The International Association of Machinists union, which represents Northwest's bag handlers and agents, also is strongly opposed to the merger. That is partly because they are outnumbered by their non-union counterparts at Delta who could win a vote to keep the union out at Delta after the merger.

"Airline industry consolidation will come at tremendous public expense," Robert Roach Jr., the IAM's general vice president, said in a statement.

Steenland and Anderson sought to calm fears of a pilots' revolt.

"There's plenty of time for us to sit down with all the parties and negotiate a contract for all the new Delta employees going forward," Anderson said.

Critics on Capitol Hill

Delta and Northwest also are likely to find the merger to be a tough sell in Congress, where the list of those who either are opposed to the deal or not yet convinced is growing.

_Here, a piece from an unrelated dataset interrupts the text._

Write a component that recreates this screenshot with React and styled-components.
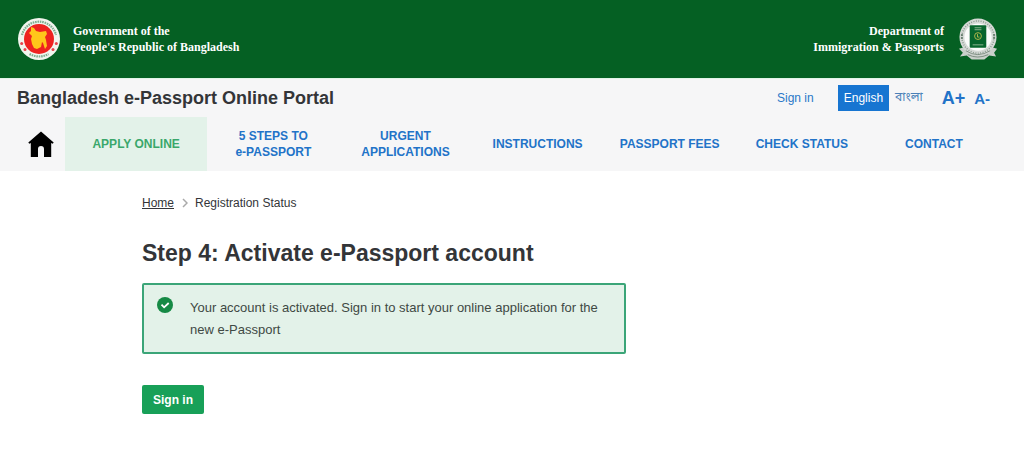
import styled, { createGlobalStyle } from 'styled-components';

const GlobalStyle = createGlobalStyle`
  *, *::before, *::after {
    box-sizing: border-box;
  }
  body {
    margin: 0;
    background: #fff;
    color: #333538;
    font-family: 'Liberation Sans', Arial, sans-serif;
    font-size: 12px;
  }
  h1, h2, p, ol {
    margin: 0;
    padding: 0;
  }
`;

const TopBar = styled.div`
  display: flex;
  justify-content: space-between;
  align-items: center;
  height: 78px;
  padding: 0 26px 0 17px;
  background: #056023;
`;

const Authority = styled.div`
  display: flex;
  align-items: center;
  gap: ${(p) => (p.$end ? '14px' : '12px')};
  color: #fff;
  font: bold 12px/16px 'Liberation Serif', 'Times New Roman', serif;
  text-align: ${(p) => (p.$end ? 'right' : 'left')};
  svg {
    display: block;
    flex: none;
  }
`;

const Header = styled.header`
  background: #f6f6f7;
`;

const PortalRow = styled.div`
  display: flex;
  justify-content: space-between;
  align-items: center;
  height: 39px;
  padding: 0 34px 0 17px;
  border-top: 1px solid #e2f5e8;
`;

const PortalTitle = styled.h1`
  font-size: 18px;
  line-height: 24px;
`;

const Tools = styled.div`
  display: flex;
  align-items: center;
`;

const SignInLink = styled.a`
  margin-right: 24px;
  color: #2a78c8;
  text-decoration: none;
`;

const Language = styled.button`
  height: 26px;
  padding: 0 6px;
  border: 0;
  background: ${(p) => (p.$active ? '#1775d1' : 'transparent')};
  color: ${(p) => (p.$active ? '#fff' : '#4a80b8')};
  font: 12px 'Liberation Sans', 'Noto Sans Bengali', 'Noto Sans', sans-serif;
`;

const FontSize = styled.button`
  margin-left: ${(p) => (p.$large ? '13px' : '9px')};
  padding: 0;
  border: 0;
  background: none;
  color: #2273c8;
  font: bold ${(p) => (p.$large ? '18px' : '15px')} 'Liberation Sans', Arial, sans-serif;
`;

const Nav = styled.nav`
  display: grid;
  grid-template-columns: 48px 14fr repeat(6, 13fr);
  height: 54px;
  padding: 0 24px 0 17px;
`;

const NavItem = styled.a`
  display: flex;
  align-items: center;
  justify-content: center;
  background: ${(p) => (p.$active ? '#e3f2e9' : 'transparent')};
  color: ${(p) => (p.$active ? '#3aa76b' : '#2273c8')};
  font-weight: bold;
  line-height: 16px;
  text-align: center;
  text-decoration: none;
  white-space: pre-line;
`;

const Main = styled.main`
  max-width: 740px;
  margin: 0 auto;
  padding: 24px 0 48px;
`;

const Breadcrumb = styled.ol`
  display: flex;
  align-items: center;
  gap: 8px;
  list-style: none;
  line-height: 16px;
  li {
    display: flex;
    align-items: center;
    gap: 7px;
  }
  a {
    color: inherit;
  }
`;

const StepTitle = styled.h2`
  margin-top: 26px;
  font-size: 23px;
  line-height: 32px;
`;

const Alert = styled.div`
  display: flex;
  align-items: flex-start;
  gap: 17px;
  max-width: 484px;
  margin-top: 14px;
  padding: 12px 24px 11px 13px;
  border: 2px solid #3ba578;
  border-radius: 2px;
  background: #e3f2e9;
  color: #404944;
  font-size: 13px;
  line-height: 22px;
  svg {
    flex: none;
  }
`;

const SignInButton = styled.button`
  height: 29px;
  margin-top: 31px;
  padding: 0 11px;
  border: 0;
  border-radius: 2px;
  background: #18a058;
  color: #fff;
  font: bold 12px 'Liberation Sans', Arial, sans-serif;
`;

function GovernmentSeal() {
  return (
    <svg width="44" height="44" viewBox="0 0 44 44" aria-hidden="true">
      <circle cx="22" cy="22" r="21" fill="#f2f5ee" />
      <path
        d="M5 18a17.500 17.500 0 0 1 34 0M12.500 37q9.500 5 19 0"
        fill="none"
        stroke="#7fae90"
        strokeWidth="2.200"
        strokeDasharray="1.600 .8"
      />
      <circle cx="22" cy="22" r="15" fill="#ee2220" />
      <g fill="#e8424a">
        <circle cx="4.700" cy="26.500" r="1.500" />
        <circle cx="8" cy="32.500" r="1.500" />
        <circle cx="36" cy="32.500" r="1.500" />
        <circle cx="39.300" cy="26.500" r="1.500" />
      </g>
      <path
        fill="#ffc61a"
        d="M14 10l3 1 2 3 4 1 6-1 1 3-2 3 1 3 1 6-2 3-2-6-1-1-1 5-4 2-3-1-2-4-1-5 1-3-3-3 2-2z"
      />
    </svg>
  );
}

function PassportSeal() {
  return (
    <svg width="40" height="44" viewBox="0 0 41 44" aria-hidden="true">
      <path fill="#c9cfca" d="M1 32l7-2 12 7 13-7 7 2-3 4 2 4-7-1-5 4H14l-5-4-7 1 3-4z" />
      <circle cx="20.500" cy="20" r="19" fill="#d5d9d6" />
      <circle cx="20.500" cy="20" r="16.500" fill="none" stroke="#8b9b90" strokeWidth="1.500" strokeDasharray="1 1.500" />
      <circle cx="20.500" cy="20" r="14" fill="#fbfcfb" />
      <path d="M8 34q12 8 25 0M10 38q10 5 21 0" fill="none" stroke="#7c8d81" />
      <rect x="12" y="8" width="17" height="23" rx="1" fill="#07652d" />
      <path d="M17 10.500h7M17 12.500h7M15 28h11" stroke="#8bb38f" />
      <circle cx="20.500" cy="19" r="3.500" fill="none" stroke="#b0b64b" />
      <path d="M20 17v3h2" fill="none" stroke="#b0b64b" />
      <path d="M3 18h2M3 21h2M36 18h2M36 21h2" stroke="#566f5e" strokeWidth="1.500" />
    </svg>
  );
}

function HomeIcon() {
  return (
    <svg width="26" height="26" viewBox="0 0 26 26" aria-hidden="true">
      <path d="M13 .5L.3 11.600l1 1.200 1.500-.8v14H10v-8q0-3 3-3t3 3v8h7.200V12l1.500.8 1-1.200z" />
    </svg>
  );
}

function CheckIcon() {
  return (
    <svg width="16" height="16" viewBox="0 0 16 16" aria-hidden="true">
      <circle cx="8" cy="8" r="8" fill="#168a45" />
      <path d="M4.500 7.700l2.600 2.600 4.600-4.300" fill="none" stroke="#fff" strokeWidth="1.800" />
    </svg>
  );
}

const links = [
  'APPLY ONLINE',
  '5 STEPS TO\ne-PASSPORT',
  'URGENT\nAPPLICATIONS',
  'INSTRUCTIONS',
  'PASSPORT FEES',
  'CHECK STATUS',
  'CONTACT',
];

export default function App() {
  return (
    <>
      <GlobalStyle />
      <TopBar>
        <Authority>
          <GovernmentSeal />
          <p>
            Government of the
            <br />
            People's Republic of Bangladesh
          </p>
        </Authority>
        <Authority $end>
          <p>
            Department of
            <br />
            Immigration &amp; Passports
          </p>
          <PassportSeal />
        </Authority>
      </TopBar>
      <Header>
        <PortalRow>
          <PortalTitle>Bangladesh e-Passport Online Portal</PortalTitle>
          <Tools>
            <SignInLink href="#signin">Sign in</SignInLink>
            <Language type="button" $active>
              English
            </Language>
            <Language type="button" lang="bn">
              বাংলা
            </Language>
            <FontSize type="button" $large>
              A+
            </FontSize>
            <FontSize type="button">A-</FontSize>
          </Tools>
        </PortalRow>
        <Nav>
          <NavItem href="#home" aria-label="Home">
            <HomeIcon />
          </NavItem>
          {links.map((label, i) => (
            <NavItem key={label} href="#" $active={i === 0}>
              {label}
            </NavItem>
          ))}
        </Nav>
      </Header>
      <Main>
        <Breadcrumb>
          <li>
            <a href="#home">Home</a>
          </li>
          <li>
            <svg width="6" height="10" viewBox="0 0 6 10" aria-hidden="true">
              <path d="M1 1l4 4-4 4" fill="none" stroke="#aaa" strokeWidth="1.500" />
            </svg>
            Registration Status
          </li>
        </Breadcrumb>
        <StepTitle>Step 4: Activate e-Passport account</StepTitle>
        <Alert role="status">
          <CheckIcon />
          <p>Your account is activated. Sign in to start your online application for the new e-Passport</p>
        </Alert>
        <SignInButton type="button">Sign in</SignInButton>
      </Main>
    </>
  );
}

Sen. Herb Kohl, D-Wis., is worrying publicly about the possible loss or reduction of service to small towns.

Leading the opposition in Congress is Minnesota Rep. James Oberstar, the powerful Democratic chairman of the House Transportation Committee, from the state where Northwest is headquartered and who is closely allied with organized labor.

He said Tuesday he'll call Anderson and Steenland to testify before his committee and said the merger would create a "globe-straddling megacarrier" that would be bad for passengers.

"Faced with that economic power, the low-cost carriers will not be able to compete.

Rep. Jerry Costello, D-Ill., added that he is skeptical about the executives' claims that the merged Delta would retain all the two carriers' existing hubs.

"We've heard that before, from American Airlines when it acquired TWA," he said. American executives testified they would keep St. Louis as a hub, but cut flights there in half less than two years later.